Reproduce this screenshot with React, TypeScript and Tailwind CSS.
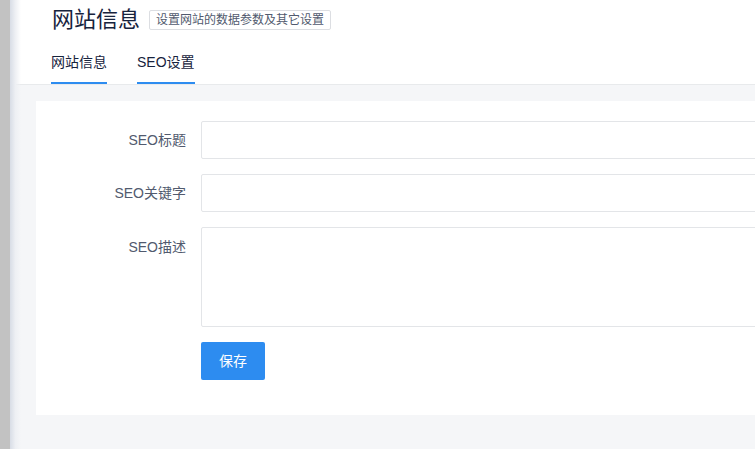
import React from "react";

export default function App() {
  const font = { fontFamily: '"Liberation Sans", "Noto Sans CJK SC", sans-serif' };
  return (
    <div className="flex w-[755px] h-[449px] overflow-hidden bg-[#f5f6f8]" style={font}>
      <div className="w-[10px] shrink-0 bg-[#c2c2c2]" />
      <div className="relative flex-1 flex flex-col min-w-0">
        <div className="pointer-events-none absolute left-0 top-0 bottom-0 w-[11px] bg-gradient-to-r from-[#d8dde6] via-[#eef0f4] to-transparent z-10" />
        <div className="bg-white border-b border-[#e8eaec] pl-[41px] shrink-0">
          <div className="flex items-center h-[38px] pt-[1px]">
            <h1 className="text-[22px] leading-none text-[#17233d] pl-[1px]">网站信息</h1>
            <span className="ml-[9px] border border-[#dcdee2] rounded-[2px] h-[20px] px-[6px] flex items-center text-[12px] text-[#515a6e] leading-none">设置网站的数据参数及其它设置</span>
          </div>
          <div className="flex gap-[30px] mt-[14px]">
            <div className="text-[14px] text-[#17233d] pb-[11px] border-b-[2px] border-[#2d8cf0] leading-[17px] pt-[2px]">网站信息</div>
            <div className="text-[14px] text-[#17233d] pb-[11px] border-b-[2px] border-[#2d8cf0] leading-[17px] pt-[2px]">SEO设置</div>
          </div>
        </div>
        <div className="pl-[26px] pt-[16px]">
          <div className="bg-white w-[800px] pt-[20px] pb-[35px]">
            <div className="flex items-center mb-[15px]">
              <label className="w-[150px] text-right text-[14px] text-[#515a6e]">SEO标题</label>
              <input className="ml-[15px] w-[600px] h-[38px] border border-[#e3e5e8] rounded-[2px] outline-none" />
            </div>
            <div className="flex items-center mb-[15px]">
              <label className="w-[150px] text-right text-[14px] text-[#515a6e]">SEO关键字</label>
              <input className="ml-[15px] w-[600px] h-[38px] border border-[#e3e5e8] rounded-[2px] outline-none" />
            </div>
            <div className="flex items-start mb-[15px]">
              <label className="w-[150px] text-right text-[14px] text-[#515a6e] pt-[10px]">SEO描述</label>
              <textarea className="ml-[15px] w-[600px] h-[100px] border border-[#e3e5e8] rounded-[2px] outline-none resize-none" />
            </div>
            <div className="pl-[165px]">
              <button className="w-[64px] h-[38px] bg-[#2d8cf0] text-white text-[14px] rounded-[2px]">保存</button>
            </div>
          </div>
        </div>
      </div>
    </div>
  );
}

--

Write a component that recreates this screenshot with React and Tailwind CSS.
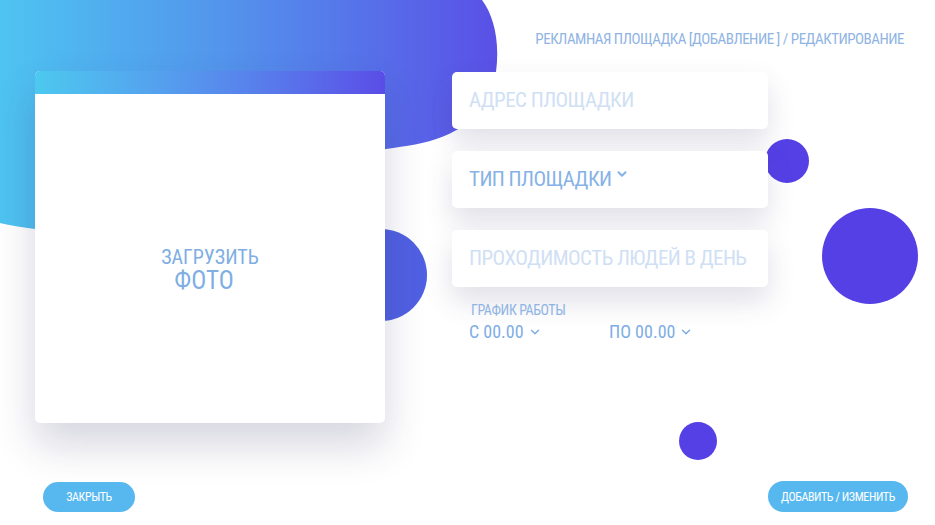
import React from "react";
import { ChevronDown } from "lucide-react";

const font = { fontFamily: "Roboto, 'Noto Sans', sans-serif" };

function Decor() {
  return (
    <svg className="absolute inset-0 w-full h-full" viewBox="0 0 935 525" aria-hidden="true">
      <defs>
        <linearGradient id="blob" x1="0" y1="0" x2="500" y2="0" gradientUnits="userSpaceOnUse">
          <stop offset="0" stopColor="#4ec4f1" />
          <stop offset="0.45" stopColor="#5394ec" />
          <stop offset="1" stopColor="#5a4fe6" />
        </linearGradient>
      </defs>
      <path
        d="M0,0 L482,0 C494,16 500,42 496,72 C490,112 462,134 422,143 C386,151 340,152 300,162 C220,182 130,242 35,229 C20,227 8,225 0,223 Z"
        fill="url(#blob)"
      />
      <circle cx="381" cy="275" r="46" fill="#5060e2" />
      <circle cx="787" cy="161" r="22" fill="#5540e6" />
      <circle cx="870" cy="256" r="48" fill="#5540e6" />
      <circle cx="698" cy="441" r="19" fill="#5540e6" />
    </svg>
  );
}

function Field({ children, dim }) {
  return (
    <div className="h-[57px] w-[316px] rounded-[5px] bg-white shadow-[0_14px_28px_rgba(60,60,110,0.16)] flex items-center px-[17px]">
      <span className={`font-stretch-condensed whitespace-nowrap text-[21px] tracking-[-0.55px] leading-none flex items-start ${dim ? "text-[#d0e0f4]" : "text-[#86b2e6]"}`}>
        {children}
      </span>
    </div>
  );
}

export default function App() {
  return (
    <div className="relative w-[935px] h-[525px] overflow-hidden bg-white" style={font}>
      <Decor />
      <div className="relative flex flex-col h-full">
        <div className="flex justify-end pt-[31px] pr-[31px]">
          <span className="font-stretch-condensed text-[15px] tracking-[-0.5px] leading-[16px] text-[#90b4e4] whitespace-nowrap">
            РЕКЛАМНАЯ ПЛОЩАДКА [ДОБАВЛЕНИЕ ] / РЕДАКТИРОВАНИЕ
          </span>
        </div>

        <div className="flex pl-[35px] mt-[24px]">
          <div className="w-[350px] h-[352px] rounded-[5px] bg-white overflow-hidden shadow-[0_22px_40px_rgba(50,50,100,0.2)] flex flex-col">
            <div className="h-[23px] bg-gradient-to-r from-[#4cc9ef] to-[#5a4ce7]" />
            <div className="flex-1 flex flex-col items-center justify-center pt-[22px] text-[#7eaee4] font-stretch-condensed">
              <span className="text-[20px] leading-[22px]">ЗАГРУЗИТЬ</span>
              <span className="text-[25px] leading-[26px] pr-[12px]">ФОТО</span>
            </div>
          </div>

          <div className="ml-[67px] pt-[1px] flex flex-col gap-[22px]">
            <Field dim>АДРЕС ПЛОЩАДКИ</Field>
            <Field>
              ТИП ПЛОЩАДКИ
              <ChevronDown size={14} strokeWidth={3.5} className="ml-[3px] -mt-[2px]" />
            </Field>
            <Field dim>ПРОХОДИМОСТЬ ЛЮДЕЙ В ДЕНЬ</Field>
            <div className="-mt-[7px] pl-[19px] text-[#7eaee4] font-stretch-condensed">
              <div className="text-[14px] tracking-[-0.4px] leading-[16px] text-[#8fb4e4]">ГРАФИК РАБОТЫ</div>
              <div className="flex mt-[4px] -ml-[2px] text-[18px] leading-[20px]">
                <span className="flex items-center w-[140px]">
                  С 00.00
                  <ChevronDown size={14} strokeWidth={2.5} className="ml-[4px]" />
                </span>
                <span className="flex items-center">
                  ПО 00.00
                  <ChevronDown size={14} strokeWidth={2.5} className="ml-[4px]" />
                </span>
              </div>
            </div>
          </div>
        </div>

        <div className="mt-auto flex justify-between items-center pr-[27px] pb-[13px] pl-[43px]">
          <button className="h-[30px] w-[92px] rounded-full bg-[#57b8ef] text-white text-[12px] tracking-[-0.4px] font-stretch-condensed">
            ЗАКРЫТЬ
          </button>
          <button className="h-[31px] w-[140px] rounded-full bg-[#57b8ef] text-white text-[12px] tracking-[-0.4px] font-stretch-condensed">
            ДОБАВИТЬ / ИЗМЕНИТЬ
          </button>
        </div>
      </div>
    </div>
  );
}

**EXERCISE INSTRUCTIONS**.
For each line in the data above that contains the string "Tailwind", extract the line.

**RESULT OF THE EXERCISE**.
Reproduce this screenshot with React, TypeScript and Tailwind CSS.
Write a component that recreates this screenshot with React and Tailwind CSS.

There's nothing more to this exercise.